P.S. I have to be away early this morning through late afternoon. If something goes wrong with the link, please  use your initiative and Google “Art Epicurean” to get your recipe. I’ll check in as soon as I can — before 6 PM PST. — Sharyn

P.P.S. The link in the first paragraph works now, thanks to Sally B. Sorry that it failed earlier.

Update: It is now approaching Christmas 2014 and the ArtEpicurean link no longer works so I have decided to re-post my cocoa shortbread recipe here as a service to all lovers of shortbread and chocolate. As always, using the best-quality ingredients you can find or afford will yield the most delicious shortbread.

Cocoa Shortbread

Break into small pieces, 2 sticks butter*. Soften for a few seconds in microwave. Measure 1/2 cup granulated sugar, plus 2 Tablespoons* Work sugar into butter — I like to use my hands, but you can use a spoon if you like. Whisk together 2 cups sifted unbleached flour and 1/2 cup unsweetened cocoa powder, sifted. Add flour/cocoa mixture to sugar and butter and mix until blended. Add vanilla extract to taste.*

Chill dough for at least an hour. This step is important for both flavor and texture.

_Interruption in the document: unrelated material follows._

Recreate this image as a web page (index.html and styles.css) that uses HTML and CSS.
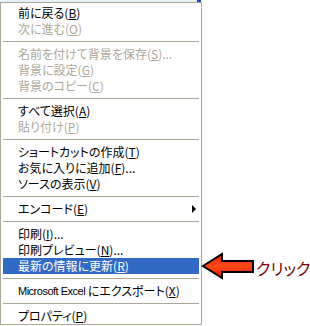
FILE: index.html
```html
<!DOCTYPE html>
<html lang="ja">
<head>
<meta charset="utf-8">
<link rel="stylesheet" href="styles.css">
</head>
<body>
<div class="top">
  <div class="top-fill"></div>
  <div class="top-blue"></div>
</div>
<div class="menu">
  <div class="item">前に戻る(<u>B</u>)</div>
  <div class="item disabled">次に進む(<u>O</u>)</div>
  <div class="sep"></div>
  <div class="item disabled">名前を付けて背景を保存(<u>S</u>)...</div>
  <div class="item disabled">背景に設定(<u>G</u>)</div>
  <div class="item disabled">背景のコピー(<u>C</u>)</div>
  <div class="sep"></div>
  <div class="item">すべて選択(<u>A</u>)</div>
  <div class="item disabled">貼り付け(<u>P</u>)</div>
  <div class="sep"></div>
  <div class="item">ショートカットの作成(<u>T</u>)</div>
  <div class="item">お気に入りに追加(<u>F</u>)...</div>
  <div class="item">ソースの表示(<u>V</u>)</div>
  <div class="sep"></div>
  <div class="item">エンコード(<u>E</u>)<span class="sub"></span></div>
  <div class="sep"></div>
  <div class="item">印刷(<u>I</u>)...</div>
  <div class="item">印刷プレビュー(<u>N</u>)...</div>
  <div class="item active">最新の情報に更新(<u>R</u>)
    <div class="callout">
      <svg class="arrow" width="54" height="28" viewBox="0 0 54 28">
        <defs>
          <linearGradient id="g" x1="0" y1="0" x2="0" y2="1">
            <stop offset="0" stop-color="#e8200c"/>
            <stop offset="0.5" stop-color="#ff4a18"/>
            <stop offset="1" stop-color="#e01c08"/>
          </linearGradient>
        </defs>
        <polygon points="2,14 21,2 21,9 52,9 52,20 21,20 21,26" fill="url(#g)" stroke="#000" stroke-width="2" stroke-linejoin="miter"/>
      </svg>
      <span class="click">クリック</span>
    </div>
  </div>
  <div class="sep"></div>
  <div class="item"><span class="latin">Microsoft Excel</span>&nbsp;にエクスポート(<u>X</u>)</div>
  <div class="sep"></div>
  <div class="item">プロパティ(<u>P</u>)</div>
</div>
</body>
</html>
```

FILE: styles.css
```css
html, body {
  margin: 0;
  padding: 0;
  background: #ffffff;
}

body {
  width: 310px;
  height: 326px;
  overflow: hidden;
  font-family: "MS UI Gothic", "Noto Sans CJK JP", "Liberation Sans", sans-serif;
  font-size: 12px;
  color: #000;
}

.top {
  display: flex;
  height: 2px;
}

.top-fill {
  width: 197px;
  background: #e6f3f8;
}

.top-blue {
  width: 4px;
  background: #1a46c4;
}

.menu {
  width: 196px;
  border: 1px solid #aca899;
  padding: 2px 2px 0 2px;
  background: #ffffff;
}

.item {
  position: relative;
  display: flex;
  align-items: center;
  height: 16px;
  line-height: 16px;
  padding-left: 15px;
  white-space: nowrap;
  font-feature-settings: "palt";
}

.item u {
  text-decoration: underline;
  text-underline-offset: 1px;
}

.latin {
  font-family: "Liberation Sans", sans-serif;
  font-size: 11px;
  letter-spacing: -0.5px;
}

.disabled {
  color: #aca899;
}

.active {
  background: #316ac5;
  color: #ffffff;
}

.sep {
  height: 1px;
  margin: 4px 0;
  background: #aca899;
}

.sub {
  margin-left: auto;
  margin-right: 3px;
  width: 0;
  height: 0;
  border-left: 4px solid #000;
  border-top: 4px solid transparent;
  border-bottom: 4px solid transparent;
}

.callout {
  position: absolute;
  left: calc(100% + 2px);
  top: 50%;
  transform: translateY(-50%);
  display: flex;
  align-items: center;
}

.arrow {
  display: block;
}

.click {
  color: #800000;
  font-size: 16px;
  line-height: 20px;
  font-feature-settings: "palt";
  margin-left: 1px;
  margin-top: 3px;
}
```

Preheat oven to 300 degrees.

Shape cookies by into small balls with hands and then smush your thumb into the center to make thumbprint cookies. Or mix equal parts unsweetened cocoa powder and powdered sugar in a shaker and use that to “flour” a work surface. Work with half to a quarter of the chilled dough at a time, depending on your skill and the coldness of the day. Flatten dough into a pat (like pie crust). “Flour” your rolling pin, cookie cutters and board or counter with the cocoa/powdered sugar mixture (I like to use a marble slab and rolling pin for rolled cookies). Roll out dough to 1/4 or 1/2 inch thickness and cut with decorative cutters. Place on ungreased baking sheets and decorate with colored sugar.*

Bake for twenty minutes at 300. For best results, rotate baking trays from back to front and from bottom to top rack at the ten-minute mark. Use caution in removing cookies from baking sheets — they are tender when hot and can break easily if you touch an adjoining cookie while working your spatula under another.

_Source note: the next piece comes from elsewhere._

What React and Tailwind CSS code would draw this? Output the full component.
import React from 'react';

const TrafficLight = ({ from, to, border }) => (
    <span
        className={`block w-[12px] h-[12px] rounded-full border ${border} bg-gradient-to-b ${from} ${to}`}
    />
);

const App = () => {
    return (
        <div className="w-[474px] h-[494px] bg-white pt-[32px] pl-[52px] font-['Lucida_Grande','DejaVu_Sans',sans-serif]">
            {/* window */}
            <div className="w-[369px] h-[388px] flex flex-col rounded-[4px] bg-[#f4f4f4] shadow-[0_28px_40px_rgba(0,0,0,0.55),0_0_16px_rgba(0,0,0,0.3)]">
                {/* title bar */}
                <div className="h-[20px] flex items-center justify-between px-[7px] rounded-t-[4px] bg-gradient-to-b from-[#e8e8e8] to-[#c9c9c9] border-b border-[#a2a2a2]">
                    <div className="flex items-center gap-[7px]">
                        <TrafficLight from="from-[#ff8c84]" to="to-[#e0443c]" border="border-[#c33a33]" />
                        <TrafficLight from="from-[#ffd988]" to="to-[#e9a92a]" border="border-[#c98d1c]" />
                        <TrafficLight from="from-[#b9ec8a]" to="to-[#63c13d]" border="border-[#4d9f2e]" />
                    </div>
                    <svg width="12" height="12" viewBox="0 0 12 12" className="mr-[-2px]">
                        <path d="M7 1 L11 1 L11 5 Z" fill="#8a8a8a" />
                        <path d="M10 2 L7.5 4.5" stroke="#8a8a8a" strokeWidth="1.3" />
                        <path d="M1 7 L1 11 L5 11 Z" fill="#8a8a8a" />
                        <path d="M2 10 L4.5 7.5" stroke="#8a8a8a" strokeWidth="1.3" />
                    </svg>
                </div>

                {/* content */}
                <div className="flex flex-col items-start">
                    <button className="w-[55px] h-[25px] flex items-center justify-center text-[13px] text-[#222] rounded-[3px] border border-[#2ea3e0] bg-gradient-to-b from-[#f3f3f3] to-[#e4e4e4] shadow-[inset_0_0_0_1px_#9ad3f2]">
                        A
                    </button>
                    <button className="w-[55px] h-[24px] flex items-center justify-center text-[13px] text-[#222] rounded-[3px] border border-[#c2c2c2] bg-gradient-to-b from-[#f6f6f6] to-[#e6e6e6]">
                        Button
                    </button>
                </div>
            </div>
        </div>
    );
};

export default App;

Note on ingredients: You can use unsalted butter if you prefer. If you do, add just a pinch of kosher salt to the dough to avoid a flat taste. I like to use one stick of unsalted butter and one stick of salted butter and omit the salt. Use vanilla extract, rather than artificial vanilla — it costs more, but you don’t have to use a lot, the flavor is superior and it does not have dodgy chemicals in it. You can also make your own vanilla if you have vanilla beans and spirits lying around. You could also try infusing the butter with ground vanilla beans instead of using extract (I haven’t tried this option yet). Coarse colored sugar works better than fine sugar, which can end up being absorbed into the dough as it baks. Nevertheless, I have had some success with making my own colored sugar out of either turbinado or white sugar by shaking it in a jar with food coloring. Shake well and save money. Turquoise, purple, hot pink and light lime green look beautiful on the dark dough, as would a light orange yellow. Mocha enthusiasts could add a pinch of instant espresso powder to the dough.